_Exercise task_
Return every line of the data below that includes the string "React".

_Recorded information_
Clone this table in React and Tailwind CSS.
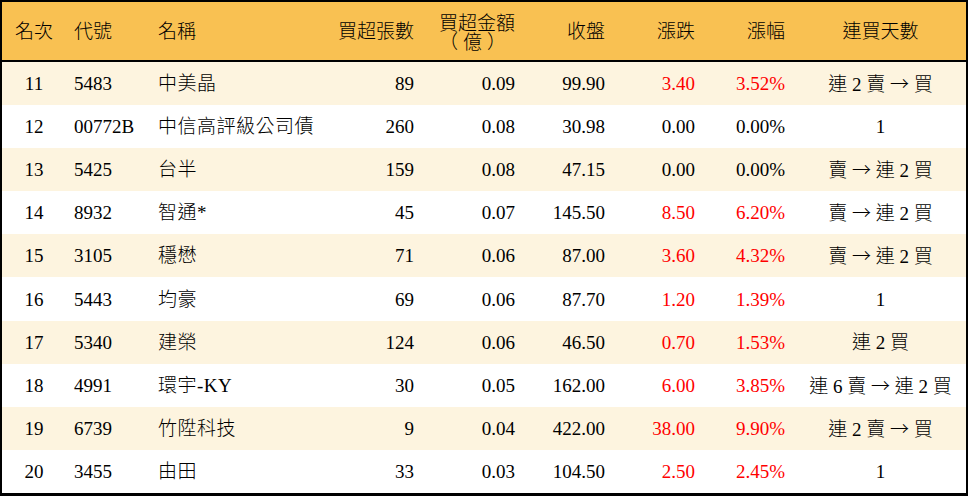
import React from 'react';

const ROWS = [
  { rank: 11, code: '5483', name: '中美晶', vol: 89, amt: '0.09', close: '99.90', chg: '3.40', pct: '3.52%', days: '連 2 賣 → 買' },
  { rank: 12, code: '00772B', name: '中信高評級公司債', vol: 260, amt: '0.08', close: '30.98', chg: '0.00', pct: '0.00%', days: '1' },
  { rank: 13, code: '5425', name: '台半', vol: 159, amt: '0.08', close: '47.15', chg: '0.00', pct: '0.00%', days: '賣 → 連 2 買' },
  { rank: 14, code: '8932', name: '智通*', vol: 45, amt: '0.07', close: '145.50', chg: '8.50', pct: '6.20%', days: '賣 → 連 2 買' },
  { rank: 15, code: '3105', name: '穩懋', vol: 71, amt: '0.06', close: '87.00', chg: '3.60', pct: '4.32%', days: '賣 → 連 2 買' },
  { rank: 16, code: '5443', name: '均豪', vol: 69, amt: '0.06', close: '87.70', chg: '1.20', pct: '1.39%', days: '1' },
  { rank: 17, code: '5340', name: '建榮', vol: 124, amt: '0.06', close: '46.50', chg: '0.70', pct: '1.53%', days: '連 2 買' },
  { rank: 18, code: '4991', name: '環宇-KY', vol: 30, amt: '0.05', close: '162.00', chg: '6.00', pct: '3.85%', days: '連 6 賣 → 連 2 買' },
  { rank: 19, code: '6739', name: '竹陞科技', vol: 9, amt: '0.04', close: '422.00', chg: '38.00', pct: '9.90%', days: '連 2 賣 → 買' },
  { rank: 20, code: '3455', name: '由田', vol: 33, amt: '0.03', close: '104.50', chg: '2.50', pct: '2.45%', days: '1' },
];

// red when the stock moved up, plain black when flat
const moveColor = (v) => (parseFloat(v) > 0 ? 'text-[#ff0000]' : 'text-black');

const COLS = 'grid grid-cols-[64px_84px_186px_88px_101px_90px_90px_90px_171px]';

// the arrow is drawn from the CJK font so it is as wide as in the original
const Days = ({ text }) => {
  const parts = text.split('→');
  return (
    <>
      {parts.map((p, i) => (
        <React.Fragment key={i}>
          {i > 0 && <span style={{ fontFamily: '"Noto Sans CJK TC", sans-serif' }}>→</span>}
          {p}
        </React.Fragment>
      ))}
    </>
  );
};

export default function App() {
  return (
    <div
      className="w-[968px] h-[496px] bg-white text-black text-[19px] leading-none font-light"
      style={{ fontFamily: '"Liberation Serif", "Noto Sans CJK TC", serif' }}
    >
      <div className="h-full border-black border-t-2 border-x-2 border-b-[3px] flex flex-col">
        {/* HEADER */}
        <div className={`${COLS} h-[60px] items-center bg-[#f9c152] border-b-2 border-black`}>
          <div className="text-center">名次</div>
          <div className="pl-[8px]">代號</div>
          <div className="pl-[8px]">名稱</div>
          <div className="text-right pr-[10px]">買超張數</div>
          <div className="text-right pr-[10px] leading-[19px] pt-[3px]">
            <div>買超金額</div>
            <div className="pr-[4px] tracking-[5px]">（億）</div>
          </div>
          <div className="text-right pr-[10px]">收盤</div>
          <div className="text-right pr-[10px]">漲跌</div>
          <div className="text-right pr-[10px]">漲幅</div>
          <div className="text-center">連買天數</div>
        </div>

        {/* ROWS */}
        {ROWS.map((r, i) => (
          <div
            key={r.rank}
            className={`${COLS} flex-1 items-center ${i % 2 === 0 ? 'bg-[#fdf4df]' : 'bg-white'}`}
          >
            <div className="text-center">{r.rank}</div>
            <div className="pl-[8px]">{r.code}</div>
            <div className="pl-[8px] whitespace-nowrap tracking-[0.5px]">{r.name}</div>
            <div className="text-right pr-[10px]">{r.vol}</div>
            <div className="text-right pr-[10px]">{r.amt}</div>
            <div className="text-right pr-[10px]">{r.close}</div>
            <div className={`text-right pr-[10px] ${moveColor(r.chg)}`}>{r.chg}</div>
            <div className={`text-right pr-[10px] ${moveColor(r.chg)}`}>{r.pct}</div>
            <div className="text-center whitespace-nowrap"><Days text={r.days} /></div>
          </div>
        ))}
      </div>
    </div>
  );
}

_Answer to this exercise_
Clone this table in React and Tailwind CSS.
import React from 'react';
        <React.Fragment key={i}>
        </React.Fragment>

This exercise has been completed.